(Code that builds pages)
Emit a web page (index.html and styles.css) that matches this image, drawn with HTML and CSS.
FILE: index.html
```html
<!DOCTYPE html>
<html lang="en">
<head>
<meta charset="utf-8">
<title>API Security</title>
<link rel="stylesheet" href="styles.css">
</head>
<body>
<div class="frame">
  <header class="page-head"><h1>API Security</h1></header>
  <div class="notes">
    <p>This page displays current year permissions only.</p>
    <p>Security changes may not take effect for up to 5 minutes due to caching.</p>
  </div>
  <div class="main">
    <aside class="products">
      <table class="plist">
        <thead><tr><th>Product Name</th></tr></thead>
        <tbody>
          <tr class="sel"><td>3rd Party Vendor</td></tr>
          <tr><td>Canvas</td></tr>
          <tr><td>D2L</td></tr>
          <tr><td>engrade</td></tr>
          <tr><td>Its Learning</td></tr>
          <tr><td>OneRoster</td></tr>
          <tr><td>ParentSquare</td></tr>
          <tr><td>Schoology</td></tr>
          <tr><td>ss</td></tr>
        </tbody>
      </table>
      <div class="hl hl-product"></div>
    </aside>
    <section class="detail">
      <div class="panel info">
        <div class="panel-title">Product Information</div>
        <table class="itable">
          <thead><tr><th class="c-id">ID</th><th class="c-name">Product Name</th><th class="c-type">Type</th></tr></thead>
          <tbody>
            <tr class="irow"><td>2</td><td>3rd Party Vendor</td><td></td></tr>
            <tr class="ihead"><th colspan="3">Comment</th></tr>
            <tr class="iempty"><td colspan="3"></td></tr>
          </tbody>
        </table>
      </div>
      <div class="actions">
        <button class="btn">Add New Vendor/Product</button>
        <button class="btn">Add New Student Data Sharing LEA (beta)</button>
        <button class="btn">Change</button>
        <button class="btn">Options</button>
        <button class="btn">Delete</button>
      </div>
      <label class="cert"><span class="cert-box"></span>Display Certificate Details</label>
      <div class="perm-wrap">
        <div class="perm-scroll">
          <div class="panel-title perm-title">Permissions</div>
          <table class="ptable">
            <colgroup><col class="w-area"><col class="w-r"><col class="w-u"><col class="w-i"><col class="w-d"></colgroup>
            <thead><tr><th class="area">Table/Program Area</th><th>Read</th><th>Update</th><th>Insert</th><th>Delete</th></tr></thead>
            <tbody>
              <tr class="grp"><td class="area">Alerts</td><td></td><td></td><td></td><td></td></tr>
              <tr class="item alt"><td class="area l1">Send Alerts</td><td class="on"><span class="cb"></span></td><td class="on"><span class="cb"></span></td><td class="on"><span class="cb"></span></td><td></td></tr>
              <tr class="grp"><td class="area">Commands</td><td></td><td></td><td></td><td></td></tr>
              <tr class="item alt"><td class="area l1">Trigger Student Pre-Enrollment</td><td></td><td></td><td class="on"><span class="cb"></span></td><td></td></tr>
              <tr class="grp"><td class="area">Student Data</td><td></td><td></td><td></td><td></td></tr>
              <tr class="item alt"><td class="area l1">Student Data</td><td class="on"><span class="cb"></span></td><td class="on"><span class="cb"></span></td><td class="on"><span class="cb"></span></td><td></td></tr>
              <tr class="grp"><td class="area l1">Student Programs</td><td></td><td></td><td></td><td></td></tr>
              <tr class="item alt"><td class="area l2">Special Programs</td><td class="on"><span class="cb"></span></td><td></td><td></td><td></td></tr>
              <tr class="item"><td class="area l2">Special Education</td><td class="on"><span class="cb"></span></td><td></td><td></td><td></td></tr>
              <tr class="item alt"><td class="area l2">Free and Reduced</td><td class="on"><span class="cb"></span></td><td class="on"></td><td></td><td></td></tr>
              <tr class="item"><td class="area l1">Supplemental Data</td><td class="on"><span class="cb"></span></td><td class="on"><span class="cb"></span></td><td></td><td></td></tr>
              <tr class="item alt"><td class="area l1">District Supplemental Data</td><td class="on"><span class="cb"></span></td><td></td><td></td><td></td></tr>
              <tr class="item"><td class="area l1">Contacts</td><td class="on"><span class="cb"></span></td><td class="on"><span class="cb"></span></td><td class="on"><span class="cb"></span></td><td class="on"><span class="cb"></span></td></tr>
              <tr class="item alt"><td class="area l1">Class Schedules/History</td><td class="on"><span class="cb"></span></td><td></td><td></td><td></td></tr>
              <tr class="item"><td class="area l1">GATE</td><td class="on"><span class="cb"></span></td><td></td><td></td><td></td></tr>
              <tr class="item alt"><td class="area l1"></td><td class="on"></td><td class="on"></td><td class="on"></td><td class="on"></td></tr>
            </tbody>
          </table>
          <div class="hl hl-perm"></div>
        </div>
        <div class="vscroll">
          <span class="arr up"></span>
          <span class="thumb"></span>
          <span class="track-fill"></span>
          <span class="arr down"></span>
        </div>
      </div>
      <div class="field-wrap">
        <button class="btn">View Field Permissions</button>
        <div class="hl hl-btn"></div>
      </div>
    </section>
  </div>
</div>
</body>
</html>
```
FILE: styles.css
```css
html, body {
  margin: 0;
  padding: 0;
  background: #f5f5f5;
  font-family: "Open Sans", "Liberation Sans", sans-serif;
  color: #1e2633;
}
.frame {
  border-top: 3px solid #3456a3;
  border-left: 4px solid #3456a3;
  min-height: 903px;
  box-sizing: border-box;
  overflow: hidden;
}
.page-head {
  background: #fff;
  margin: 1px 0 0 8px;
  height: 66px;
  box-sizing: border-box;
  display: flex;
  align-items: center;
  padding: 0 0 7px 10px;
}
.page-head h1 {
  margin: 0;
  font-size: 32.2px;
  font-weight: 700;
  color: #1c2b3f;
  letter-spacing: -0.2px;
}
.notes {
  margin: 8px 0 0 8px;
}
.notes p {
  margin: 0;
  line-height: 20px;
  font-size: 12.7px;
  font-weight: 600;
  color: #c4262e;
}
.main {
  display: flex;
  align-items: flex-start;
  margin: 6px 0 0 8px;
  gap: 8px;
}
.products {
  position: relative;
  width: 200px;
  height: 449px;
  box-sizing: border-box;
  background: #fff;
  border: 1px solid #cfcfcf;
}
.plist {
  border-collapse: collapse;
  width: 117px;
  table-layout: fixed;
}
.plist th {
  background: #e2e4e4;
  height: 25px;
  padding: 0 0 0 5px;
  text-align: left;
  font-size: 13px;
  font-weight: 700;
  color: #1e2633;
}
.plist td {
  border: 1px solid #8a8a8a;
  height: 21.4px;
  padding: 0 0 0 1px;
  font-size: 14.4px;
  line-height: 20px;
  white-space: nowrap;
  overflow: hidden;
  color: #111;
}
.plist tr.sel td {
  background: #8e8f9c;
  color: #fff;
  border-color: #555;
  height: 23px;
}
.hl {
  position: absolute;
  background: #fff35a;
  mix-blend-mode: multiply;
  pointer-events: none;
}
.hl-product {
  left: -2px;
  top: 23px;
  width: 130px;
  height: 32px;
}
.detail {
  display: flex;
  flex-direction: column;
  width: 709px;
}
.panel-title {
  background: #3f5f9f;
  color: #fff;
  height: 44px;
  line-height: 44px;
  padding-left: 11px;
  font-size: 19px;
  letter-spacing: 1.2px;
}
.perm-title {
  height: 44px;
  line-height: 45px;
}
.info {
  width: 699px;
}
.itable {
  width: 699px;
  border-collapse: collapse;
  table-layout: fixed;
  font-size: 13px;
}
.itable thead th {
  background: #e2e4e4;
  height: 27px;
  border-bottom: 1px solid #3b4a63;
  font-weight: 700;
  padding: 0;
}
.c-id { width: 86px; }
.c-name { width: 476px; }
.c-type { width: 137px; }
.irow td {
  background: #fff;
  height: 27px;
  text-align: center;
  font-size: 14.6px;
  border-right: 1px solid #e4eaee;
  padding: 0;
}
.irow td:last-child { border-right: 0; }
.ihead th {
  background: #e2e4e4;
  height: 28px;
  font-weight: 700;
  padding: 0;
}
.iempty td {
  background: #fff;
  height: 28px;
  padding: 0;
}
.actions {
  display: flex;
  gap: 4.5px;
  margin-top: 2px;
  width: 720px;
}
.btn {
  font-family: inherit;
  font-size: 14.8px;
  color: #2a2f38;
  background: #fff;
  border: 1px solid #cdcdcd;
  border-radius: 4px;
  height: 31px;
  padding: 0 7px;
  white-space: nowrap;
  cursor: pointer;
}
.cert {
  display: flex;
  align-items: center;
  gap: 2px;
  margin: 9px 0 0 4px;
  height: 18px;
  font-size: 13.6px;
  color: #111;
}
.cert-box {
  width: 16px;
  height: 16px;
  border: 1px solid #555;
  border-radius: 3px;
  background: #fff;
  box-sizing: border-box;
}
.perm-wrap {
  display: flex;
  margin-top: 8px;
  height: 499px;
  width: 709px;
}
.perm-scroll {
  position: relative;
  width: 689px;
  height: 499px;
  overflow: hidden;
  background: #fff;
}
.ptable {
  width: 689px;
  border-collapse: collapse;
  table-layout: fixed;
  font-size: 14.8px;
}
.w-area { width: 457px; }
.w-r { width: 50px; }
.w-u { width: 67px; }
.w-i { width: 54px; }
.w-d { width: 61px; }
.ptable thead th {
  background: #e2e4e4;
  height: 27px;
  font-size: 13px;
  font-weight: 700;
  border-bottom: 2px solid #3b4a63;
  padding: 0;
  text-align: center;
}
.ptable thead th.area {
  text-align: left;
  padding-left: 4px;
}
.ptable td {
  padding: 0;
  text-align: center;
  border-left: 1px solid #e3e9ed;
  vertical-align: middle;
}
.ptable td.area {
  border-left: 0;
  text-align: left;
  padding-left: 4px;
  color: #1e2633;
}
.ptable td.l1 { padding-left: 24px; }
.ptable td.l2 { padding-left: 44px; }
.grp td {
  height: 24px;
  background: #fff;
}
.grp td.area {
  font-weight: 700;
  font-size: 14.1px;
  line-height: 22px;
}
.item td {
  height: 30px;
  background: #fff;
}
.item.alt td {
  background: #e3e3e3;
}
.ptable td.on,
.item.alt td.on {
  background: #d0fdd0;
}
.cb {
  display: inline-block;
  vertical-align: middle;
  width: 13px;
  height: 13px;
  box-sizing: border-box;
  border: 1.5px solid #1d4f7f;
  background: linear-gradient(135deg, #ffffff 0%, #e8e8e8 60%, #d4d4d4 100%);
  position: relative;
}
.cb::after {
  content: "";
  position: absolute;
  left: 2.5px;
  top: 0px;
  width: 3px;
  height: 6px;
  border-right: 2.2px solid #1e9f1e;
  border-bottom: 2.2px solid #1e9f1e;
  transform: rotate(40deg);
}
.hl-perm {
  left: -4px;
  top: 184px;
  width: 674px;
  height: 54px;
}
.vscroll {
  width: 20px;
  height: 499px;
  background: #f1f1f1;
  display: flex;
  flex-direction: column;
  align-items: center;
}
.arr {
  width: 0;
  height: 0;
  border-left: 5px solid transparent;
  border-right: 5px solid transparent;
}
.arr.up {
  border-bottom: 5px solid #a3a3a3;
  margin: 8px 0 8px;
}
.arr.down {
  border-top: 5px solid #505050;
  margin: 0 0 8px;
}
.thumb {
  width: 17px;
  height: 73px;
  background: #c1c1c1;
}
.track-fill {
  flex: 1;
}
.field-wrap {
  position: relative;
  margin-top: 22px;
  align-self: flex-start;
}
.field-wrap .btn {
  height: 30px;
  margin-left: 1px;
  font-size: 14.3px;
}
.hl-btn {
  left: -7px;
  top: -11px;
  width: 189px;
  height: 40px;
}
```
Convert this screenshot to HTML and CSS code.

Stated goal
Check the records above line by line and tally those holding the string "styles". Answer with the number only.

Response to this task
3